Copy whichever lines contain the string "this".

[Start DATA SECTION]

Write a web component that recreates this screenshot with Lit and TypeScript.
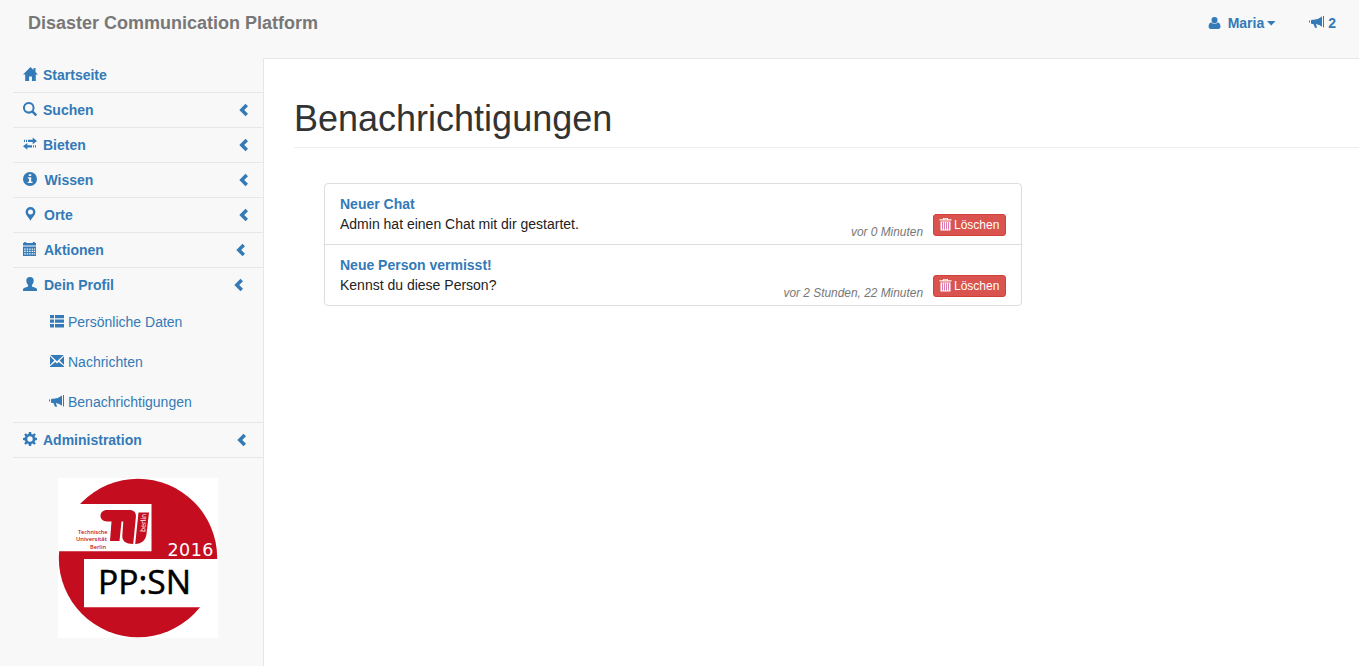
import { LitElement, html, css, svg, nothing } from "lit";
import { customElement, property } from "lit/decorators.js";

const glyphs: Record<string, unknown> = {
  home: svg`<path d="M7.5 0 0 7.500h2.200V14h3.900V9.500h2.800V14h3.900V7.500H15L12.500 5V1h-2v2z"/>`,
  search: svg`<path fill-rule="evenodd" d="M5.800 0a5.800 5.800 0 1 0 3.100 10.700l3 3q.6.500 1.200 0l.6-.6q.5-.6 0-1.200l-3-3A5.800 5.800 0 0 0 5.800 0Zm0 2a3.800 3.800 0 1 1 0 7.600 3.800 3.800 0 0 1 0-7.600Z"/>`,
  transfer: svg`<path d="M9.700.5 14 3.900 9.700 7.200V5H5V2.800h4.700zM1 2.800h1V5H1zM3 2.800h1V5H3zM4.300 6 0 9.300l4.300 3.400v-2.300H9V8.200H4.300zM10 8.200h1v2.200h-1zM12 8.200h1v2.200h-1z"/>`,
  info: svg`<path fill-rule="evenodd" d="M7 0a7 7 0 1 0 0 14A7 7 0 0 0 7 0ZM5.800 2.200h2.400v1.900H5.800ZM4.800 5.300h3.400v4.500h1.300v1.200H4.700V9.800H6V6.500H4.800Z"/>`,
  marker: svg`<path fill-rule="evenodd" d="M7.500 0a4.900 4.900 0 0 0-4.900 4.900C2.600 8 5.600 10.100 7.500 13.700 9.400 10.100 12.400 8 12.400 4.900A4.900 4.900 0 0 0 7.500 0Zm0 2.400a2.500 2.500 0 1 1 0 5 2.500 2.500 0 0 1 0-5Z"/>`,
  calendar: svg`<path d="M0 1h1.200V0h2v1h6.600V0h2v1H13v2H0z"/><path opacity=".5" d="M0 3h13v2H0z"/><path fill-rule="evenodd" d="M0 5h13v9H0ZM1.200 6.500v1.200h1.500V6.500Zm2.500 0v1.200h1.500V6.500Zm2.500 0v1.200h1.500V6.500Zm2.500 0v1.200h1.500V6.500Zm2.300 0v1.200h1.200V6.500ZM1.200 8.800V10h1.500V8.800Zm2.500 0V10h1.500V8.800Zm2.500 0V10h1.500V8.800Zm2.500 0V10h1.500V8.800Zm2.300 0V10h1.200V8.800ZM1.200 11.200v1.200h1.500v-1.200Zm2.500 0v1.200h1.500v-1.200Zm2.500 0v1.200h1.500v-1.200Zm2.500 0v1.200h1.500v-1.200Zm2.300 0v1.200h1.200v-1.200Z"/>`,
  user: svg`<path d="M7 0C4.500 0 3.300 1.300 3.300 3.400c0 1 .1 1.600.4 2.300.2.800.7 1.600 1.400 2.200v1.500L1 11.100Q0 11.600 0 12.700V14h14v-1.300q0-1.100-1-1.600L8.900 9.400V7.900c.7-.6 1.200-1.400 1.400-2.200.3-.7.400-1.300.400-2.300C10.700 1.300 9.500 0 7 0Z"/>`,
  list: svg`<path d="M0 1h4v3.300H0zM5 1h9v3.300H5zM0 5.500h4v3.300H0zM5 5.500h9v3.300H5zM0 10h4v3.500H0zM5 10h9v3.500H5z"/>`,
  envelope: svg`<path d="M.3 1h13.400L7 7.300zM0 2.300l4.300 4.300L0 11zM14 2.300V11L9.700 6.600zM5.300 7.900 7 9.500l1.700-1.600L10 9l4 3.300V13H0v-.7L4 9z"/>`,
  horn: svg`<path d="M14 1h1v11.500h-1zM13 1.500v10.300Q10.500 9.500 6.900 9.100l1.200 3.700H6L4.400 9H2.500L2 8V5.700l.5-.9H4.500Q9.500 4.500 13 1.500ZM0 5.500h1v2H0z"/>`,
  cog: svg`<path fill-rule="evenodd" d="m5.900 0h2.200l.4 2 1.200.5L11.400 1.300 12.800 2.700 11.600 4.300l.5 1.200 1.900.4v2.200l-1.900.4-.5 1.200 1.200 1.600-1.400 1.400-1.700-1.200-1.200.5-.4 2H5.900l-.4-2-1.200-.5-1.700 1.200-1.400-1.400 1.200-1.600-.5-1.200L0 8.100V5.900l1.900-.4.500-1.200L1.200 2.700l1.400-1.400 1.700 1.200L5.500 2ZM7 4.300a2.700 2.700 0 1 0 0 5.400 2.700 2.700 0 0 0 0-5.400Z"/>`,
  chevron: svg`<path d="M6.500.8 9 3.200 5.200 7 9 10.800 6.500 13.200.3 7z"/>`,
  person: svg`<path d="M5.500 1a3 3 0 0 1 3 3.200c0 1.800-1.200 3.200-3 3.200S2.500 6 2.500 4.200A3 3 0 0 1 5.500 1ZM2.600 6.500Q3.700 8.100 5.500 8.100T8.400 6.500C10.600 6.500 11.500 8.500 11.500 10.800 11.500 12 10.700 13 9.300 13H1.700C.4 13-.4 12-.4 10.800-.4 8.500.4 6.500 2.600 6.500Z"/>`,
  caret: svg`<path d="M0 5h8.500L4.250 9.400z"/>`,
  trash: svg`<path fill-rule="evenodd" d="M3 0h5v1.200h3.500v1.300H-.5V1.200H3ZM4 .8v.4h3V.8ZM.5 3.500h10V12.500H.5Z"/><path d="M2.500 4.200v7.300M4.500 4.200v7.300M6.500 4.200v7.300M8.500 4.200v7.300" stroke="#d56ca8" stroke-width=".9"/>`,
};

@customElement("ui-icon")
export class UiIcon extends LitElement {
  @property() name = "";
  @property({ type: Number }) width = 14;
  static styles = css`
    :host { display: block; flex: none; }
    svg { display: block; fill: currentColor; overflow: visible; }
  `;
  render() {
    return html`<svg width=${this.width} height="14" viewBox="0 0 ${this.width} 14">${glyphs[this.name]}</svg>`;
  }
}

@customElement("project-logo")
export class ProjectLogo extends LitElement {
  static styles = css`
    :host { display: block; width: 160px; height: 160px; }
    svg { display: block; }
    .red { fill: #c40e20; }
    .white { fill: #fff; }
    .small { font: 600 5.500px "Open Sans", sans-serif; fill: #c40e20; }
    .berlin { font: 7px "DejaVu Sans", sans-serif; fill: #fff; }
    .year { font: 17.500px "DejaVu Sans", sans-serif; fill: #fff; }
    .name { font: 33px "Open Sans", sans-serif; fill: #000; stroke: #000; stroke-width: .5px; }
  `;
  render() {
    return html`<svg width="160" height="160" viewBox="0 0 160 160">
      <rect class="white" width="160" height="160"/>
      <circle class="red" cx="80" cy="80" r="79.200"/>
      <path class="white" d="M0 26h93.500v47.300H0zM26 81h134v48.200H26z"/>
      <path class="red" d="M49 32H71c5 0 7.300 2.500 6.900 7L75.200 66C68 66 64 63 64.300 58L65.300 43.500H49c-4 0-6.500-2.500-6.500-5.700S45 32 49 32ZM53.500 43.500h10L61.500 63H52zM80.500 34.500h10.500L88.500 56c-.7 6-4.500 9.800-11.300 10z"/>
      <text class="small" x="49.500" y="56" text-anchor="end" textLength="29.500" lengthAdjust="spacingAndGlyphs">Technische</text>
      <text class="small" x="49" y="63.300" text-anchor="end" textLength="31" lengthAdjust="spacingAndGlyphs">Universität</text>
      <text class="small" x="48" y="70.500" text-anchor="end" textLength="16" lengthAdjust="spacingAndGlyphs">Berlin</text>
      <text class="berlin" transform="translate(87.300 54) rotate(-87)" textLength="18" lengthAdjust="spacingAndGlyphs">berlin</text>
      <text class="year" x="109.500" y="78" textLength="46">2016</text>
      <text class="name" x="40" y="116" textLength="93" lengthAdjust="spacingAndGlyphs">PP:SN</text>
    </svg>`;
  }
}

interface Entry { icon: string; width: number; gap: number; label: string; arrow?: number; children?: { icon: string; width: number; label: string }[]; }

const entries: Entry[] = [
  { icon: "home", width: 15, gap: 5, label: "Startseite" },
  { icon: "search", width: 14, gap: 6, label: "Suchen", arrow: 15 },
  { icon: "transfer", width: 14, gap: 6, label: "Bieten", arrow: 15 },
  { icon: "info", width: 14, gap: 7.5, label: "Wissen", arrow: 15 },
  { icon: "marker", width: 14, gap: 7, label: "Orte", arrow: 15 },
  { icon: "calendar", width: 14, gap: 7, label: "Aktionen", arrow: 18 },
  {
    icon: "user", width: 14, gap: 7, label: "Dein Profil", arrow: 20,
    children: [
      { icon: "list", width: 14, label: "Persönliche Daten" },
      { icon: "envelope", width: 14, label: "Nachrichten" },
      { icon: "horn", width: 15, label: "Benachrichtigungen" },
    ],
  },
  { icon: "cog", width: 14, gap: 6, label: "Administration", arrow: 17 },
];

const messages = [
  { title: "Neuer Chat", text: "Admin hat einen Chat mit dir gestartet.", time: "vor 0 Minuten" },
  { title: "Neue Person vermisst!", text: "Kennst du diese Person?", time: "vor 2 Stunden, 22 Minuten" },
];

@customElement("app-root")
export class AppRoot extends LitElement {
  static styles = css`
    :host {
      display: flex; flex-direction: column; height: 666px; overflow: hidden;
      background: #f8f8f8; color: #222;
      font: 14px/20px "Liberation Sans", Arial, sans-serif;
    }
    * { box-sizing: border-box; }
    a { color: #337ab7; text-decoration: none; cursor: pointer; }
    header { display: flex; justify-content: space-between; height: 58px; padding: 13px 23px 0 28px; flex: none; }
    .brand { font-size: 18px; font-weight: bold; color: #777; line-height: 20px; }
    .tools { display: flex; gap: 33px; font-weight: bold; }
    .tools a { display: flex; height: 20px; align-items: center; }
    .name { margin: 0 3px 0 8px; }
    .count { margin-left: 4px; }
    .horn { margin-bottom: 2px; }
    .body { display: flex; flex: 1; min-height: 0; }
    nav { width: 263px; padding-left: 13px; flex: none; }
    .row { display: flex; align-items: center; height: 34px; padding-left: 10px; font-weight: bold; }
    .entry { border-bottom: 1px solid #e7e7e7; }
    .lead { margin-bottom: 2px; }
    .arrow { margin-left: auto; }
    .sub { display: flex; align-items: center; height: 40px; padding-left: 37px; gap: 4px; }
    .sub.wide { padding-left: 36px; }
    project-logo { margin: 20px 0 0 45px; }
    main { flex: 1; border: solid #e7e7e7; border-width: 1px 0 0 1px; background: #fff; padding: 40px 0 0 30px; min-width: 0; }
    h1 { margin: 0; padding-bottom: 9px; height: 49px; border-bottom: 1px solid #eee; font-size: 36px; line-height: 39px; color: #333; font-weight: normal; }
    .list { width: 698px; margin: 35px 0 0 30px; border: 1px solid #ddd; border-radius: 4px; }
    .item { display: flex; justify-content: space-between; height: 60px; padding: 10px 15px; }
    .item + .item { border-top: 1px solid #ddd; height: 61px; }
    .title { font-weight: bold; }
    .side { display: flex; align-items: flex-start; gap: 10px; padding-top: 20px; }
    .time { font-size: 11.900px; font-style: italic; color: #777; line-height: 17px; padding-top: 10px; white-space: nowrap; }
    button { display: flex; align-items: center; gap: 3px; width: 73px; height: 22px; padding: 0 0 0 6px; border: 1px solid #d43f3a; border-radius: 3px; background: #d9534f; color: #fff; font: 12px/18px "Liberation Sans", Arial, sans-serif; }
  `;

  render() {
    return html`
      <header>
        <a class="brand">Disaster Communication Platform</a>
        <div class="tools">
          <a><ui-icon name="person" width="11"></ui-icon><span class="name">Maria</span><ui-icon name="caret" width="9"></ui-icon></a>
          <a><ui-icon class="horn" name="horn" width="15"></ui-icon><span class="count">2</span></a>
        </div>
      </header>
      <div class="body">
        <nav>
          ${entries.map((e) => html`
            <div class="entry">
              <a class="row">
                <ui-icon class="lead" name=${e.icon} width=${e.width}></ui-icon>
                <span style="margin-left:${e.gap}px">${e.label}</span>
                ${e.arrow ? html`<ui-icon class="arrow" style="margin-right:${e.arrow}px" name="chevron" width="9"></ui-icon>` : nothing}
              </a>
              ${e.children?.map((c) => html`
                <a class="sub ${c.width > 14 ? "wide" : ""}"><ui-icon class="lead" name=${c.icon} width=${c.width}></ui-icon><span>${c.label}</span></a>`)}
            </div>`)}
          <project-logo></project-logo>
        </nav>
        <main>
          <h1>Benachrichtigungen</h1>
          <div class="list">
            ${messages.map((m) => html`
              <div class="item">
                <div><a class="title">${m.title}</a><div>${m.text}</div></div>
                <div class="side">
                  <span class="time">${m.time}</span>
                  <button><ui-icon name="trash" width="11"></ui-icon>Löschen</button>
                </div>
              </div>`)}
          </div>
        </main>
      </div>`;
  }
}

[End DATA SECTION]

EXERCISE OUTPUT:
Write a web component that recreates this screenshot with Lit and TypeScript.
    return html`<svg width=${this.width} height="14" viewBox="0 0 ${this.width} 14">${glyphs[this.name]}</svg>`;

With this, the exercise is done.